Consideration of practicing teachers and their teaching broadens the potential for OEP to enhance equity pedagogy. Equity pedagogy is one of five concepts of multicultural education, and it is defined as “teaching strategies and classroom environments that help students from diverse racial, ethnic, and cultural groups attain the knowledge, skills, and attitudes needed to function effectively within, and help create and perpetuate a just, human and democratic society” (McGee Banks and Banks, 1995, p. 152). Equity pedagogy presents a challenge for many teachers because it involves a deep understanding of diversity and its role in society, as well as a sound knowledge of culturally relevant, responsive and sustaining practices (Gay, 2018; Ladson-Billings, 2014; Senyshyn and Martinelli, 2020). Early childhood teachers reportedly grapple with equity pedagogy due to a low sense of self-efficacy with cultural competence (Atiles et al., 2017; Djonko-Moore et al., 2018), limited instructional resources and stakeholder support (Phoon et al., 2013) and a lack of professional knowledge about appropriate assessment, differentiation, implementing anti-bias teaching and working collaboratively with families who are culturally and linguistically diverse (Banerjee and Luckner, 2014; Karuppiah and Berthelsen, 2011; Symeou and Karagiorgi, 2018).
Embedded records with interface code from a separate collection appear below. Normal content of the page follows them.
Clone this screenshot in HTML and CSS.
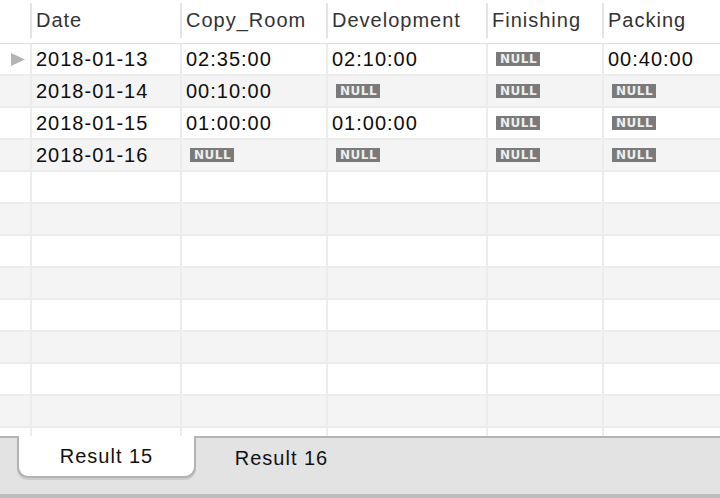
FILE: index.html
```html
<!DOCTYPE html>
<html>
<head>
<meta charset="utf-8">
<link rel="stylesheet" href="styles.css">
</head>
<body>
<div class="app">
  <div class="grid">
    <div class="row head">
      <div class="hc"></div>
      <div class="hc">Date</div>
      <div class="hc">Copy_Room</div>
      <div class="hc">Development</div>
      <div class="hc">Finishing</div>
      <div class="hc last">Packing</div>
    </div>
    <div class="row">
      <div class="c ind"><svg width="14" height="13" viewBox="0 0 14 13"><polygon points="0,0 14,6.5 0,13" fill="#b4b4b4"/></svg></div>
      <div class="c">2018-01-13</div>
      <div class="c">02:35:00</div>
      <div class="c">02:10:00</div>
      <div class="c"><span class="null">NULL</span></div>
      <div class="c last">00:40:00</div>
    </div>
    <div class="row alt">
      <div class="c ind"></div>
      <div class="c">2018-01-14</div>
      <div class="c">00:10:00</div>
      <div class="c"><span class="null">NULL</span></div>
      <div class="c"><span class="null">NULL</span></div>
      <div class="c last"><span class="null">NULL</span></div>
    </div>
    <div class="row">
      <div class="c ind"></div>
      <div class="c">2018-01-15</div>
      <div class="c">01:00:00</div>
      <div class="c">01:00:00</div>
      <div class="c"><span class="null">NULL</span></div>
      <div class="c last"><span class="null">NULL</span></div>
    </div>
    <div class="row alt">
      <div class="c ind"></div>
      <div class="c">2018-01-16</div>
      <div class="c"><span class="null">NULL</span></div>
      <div class="c"><span class="null">NULL</span></div>
      <div class="c"><span class="null">NULL</span></div>
      <div class="c last"><span class="null">NULL</span></div>
    </div>
    <div class="row"><div class="c"></div><div class="c"></div><div class="c"></div><div class="c"></div><div class="c"></div><div class="c last"></div></div>
    <div class="row alt"><div class="c"></div><div class="c"></div><div class="c"></div><div class="c"></div><div class="c"></div><div class="c last"></div></div>
    <div class="row"><div class="c"></div><div class="c"></div><div class="c"></div><div class="c"></div><div class="c"></div><div class="c last"></div></div>
    <div class="row alt"><div class="c"></div><div class="c"></div><div class="c"></div><div class="c"></div><div class="c"></div><div class="c last"></div></div>
    <div class="row"><div class="c"></div><div class="c"></div><div class="c"></div><div class="c"></div><div class="c"></div><div class="c last"></div></div>
    <div class="row alt"><div class="c"></div><div class="c"></div><div class="c"></div><div class="c"></div><div class="c"></div><div class="c last"></div></div>
    <div class="row"><div class="c"></div><div class="c"></div><div class="c"></div><div class="c"></div><div class="c"></div><div class="c last"></div></div>
    <div class="row alt"><div class="c"></div><div class="c"></div><div class="c"></div><div class="c"></div><div class="c"></div><div class="c last"></div></div>
    <div class="row"><div class="c"></div><div class="c"></div><div class="c"></div><div class="c"></div><div class="c"></div><div class="c last"></div></div>
  </div>
  <div class="tabbar">
    <div class="tab active">Result 15</div>
    <div class="tab">Result 16</div>
  </div>
</div>
</body>
</html>
```

FILE: styles.css
```css
html, body {
  margin: 0;
  padding: 0;
  background: #ffffff;
}
.app {
  width: 720px;
  height: 498px;
  overflow: hidden;
  display: flex;
  flex-direction: column;
  font-family: "Liberation Sans", Arial, sans-serif;
  font-size: 20px;
  letter-spacing: 1px;
}
.grid {
  height: 436px;
  overflow: hidden;
  flex: none;
}
.row {
  display: grid;
  grid-template-columns: 32px 150px 146px 160px 116px 1fr;
  height: 32px;
  box-sizing: border-box;
  border-bottom: 2px solid #ececec;
  background: #ffffff;
}
.row.alt {
  background: #f4f4f4;
}
.row.head {
  height: 44px;
  border-bottom: 1px solid #dedede;
  align-items: start;
  padding-top: 3px;
  background: #ffffff;
}
.hc {
  height: 35px;
  box-sizing: border-box;
  border-right: 2px solid #e4e4e4;
  padding-left: 4px;
  display: flex;
  align-items: center;
  color: #333333;
  white-space: nowrap;
}
.c {
  box-sizing: border-box;
  border-right: 2px solid #ececec;
  padding-left: 4px;
  display: flex;
  align-items: center;
  color: #0d0d0d;
  white-space: nowrap;
}
.hc.last, .c.last {
  border-right: none;
}
.c.ind {
  padding-left: 11px;
}
.null {
  display: inline-block;
  width: 44px;
  height: 14px;
  box-sizing: border-box;
  margin-left: 4px;
  padding-left: 4px;
  background: #7a7a7a;
  color: #eeeeee;
  font-family: "DejaVu Sans", sans-serif;
  font-size: 12px;
  font-weight: bold;
  letter-spacing: 0.5px;
  line-height: 14px;
  text-align: left;
}
.tabbar {
  flex: none;
  height: 62px;
  box-sizing: border-box;
  background: #e3e3e3;
  border-top: 2px solid #b5b5b5;
  border-bottom: 4px solid #bdbdbd;
  display: flex;
  padding-left: 17px;
  align-items: flex-start;
}
.tab {
  height: 40px;
  display: flex;
  align-items: center;
  justify-content: center;
  color: #111111;
  box-sizing: border-box;
}
.tab.active {
  width: 179px;
  height: 42px;
  margin-top: -2px;
  background: #ffffff;
  border: 2px solid #b3b3b3;
  border-top: none;
  border-radius: 0 0 11px 11px;
  box-shadow: 0 2px 0 #cdcdcd;
}
.tab:not(.active) {
  width: 171px;
}
```
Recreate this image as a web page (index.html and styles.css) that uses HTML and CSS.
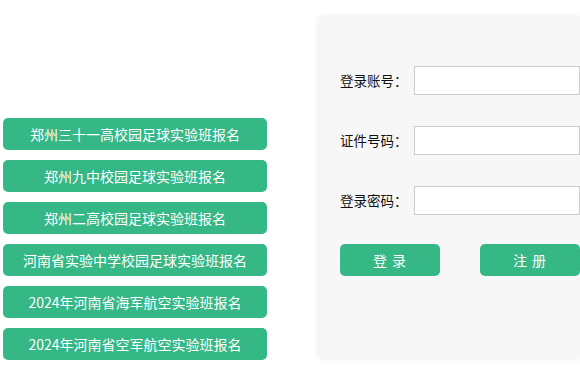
FILE: index.html
```html
<!DOCTYPE html>
<html lang="zh">
<head>
<meta charset="utf-8">
<link rel="stylesheet" href="styles.css">
</head>
<body>
<div class="page">
  <div class="links">
    <a class="link-btn">郑州三十一高校园足球实验班报名</a>
    <a class="link-btn">郑州九中校园足球实验班报名</a>
    <a class="link-btn">郑州二高校园足球实验班报名</a>
    <a class="link-btn">河南省实验中学校园足球实验班报名</a>
    <a class="link-btn">2024年河南省海军航空实验班报名</a>
    <a class="link-btn">2024年河南省空军航空实验班报名</a>
  </div>
  <div class="panel">
    <div class="row">
      <label class="label">登录账号：</label>
      <input class="field" type="text">
    </div>
    <div class="row">
      <label class="label">证件号码：</label>
      <input class="field" type="text">
    </div>
    <div class="row">
      <label class="label">登录密码：</label>
      <input class="field" type="password">
    </div>
    <div class="actions">
      <button class="act-btn">登 录</button>
      <button class="act-btn">注 册</button>
    </div>
  </div>
</div>
</body>
</html>
```
FILE: styles.css
```css
html, body {
  margin: 0;
  padding: 0;
  overflow: hidden;
  background: #fff;
}
body {
  width: 580px;
  height: 373px;
  font-family: "Noto Sans CJK SC", "Noto Sans", sans-serif;
}
.page {
  display: flex;
  align-items: flex-start;
}
.links {
  display: flex;
  flex-direction: column;
  gap: 10px;
  padding-top: 118px;
  padding-left: 3px;
  width: 264px;
  flex-shrink: 0;
}
.link-btn {
  display: flex;
  align-items: center;
  justify-content: center;
  height: 32px;
  background: #35b786;
  color: #fff;
  border-radius: 5px;
  font-size: 14px;
  line-height: 1;
  white-space: nowrap;
}
.panel {
  margin-left: 52px;
  margin-top: 17px;
  width: 261px;
  height: 341px;
  flex-shrink: 0;
  background: #f7f7f7;
  box-shadow: 0 0 6px rgba(0, 0, 0, 0.1);
  box-sizing: border-box;
  padding: 49px 0 0 21px;
  display: flex;
  flex-direction: column;
  gap: 31px;
}
.row {
  display: flex;
  align-items: center;
  height: 29px;
}
.label {
  width: 74px;
  font-size: 13.5px;
  color: #111;
  line-height: 1;
}
.field {
  width: 166px;
  height: 29px;
  box-sizing: border-box;
  border: 1px solid #ccc;
  background: #fff;
  margin: 0;
  padding: 0 6px;
  outline: none;
}
.actions {
  display: flex;
  gap: 40px;
  margin-top: -2px;
}
.act-btn {
  width: 100px;
  height: 32px;
  border: 0;
  border-radius: 5px;
  background: #35b786;
  color: #fff;
  font-family: "Noto Sans CJK SC", "Noto Sans", sans-serif;
  font-size: 14px;
  padding: 0;
  line-height: 1;
  letter-spacing: 1px;
}
```
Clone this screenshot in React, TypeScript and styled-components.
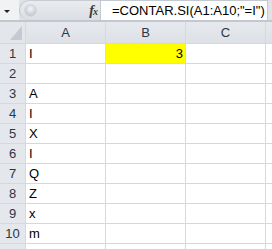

Research stipulates that early childhood teachers require ongoing professional support (Othman and Ruslan, 2020), but teachers hold certain expectations of professional learning and development. In a scoping literature review about in-service professional development for intercultural and multicultural education, Tualaulelei and Halse (2021) identified that teachers preferred professional development that was contextualised, relevant, sustained and evidence-based over professional development that was generic, insufficiently customised and piecemeal. The authors further identified that there was a low utilisation of information and communication technologies in this area, and that teachers valued collaborative communities for professional development. These factors open up possibilities for exploring the contribution that OEP can make towards professional development for equity pedagogy.

This brief review has outlined that OEP was always intended as a means for lifelong learning, to be used by teachers, students and workers. As such, a rationale was presented for considering OEP as a means to enhance professional learning. Given the need for research in this area, this study asks, “How can OEP advance the equity pedagogy of practicing early years educators?”

Methodology

The research design of the study was based upon transformative and emancipatory approaches to adult learning (Freire, 2000; Mezirow, 2003) which interpret learning as a process that “transforms problematic frames of reference – sets of fixed assumptions and expectations (habits of mind, meaning perspectives, mindsets) – to make them more inclusive, discriminating, open, reflective, and emotionally able to change” (Mezirow, 2003, p. 58). Knowledge in this approach is legitimated through discourse and reflection with others, so learning is inherently social, and the educator’s role is to foster the understanding and skills for self-reflection and to create the conditions for learners to exercise their knowledge (Mezirow, 2003; Freire, 2000). Research from this perspective focuses on praxis which means “reflection and action upon the world in order to transform it” (Freire, 2000, p. 51) so an action research design was employed. Action research has three main phases: planning, execution of the plan and reconnaissance or fact-finding which create a cycle or repeated spiral of steps towards a research objective (Lewin, 1946; McKay and Marshall, 2001). The iterative process of action research appealed for this study because it emphasises pragmatism, responding to both the needs of the early years profession and the aims of OER. Approval from the university ethics committee (No. H19REA180) was obtained before the study proceeded.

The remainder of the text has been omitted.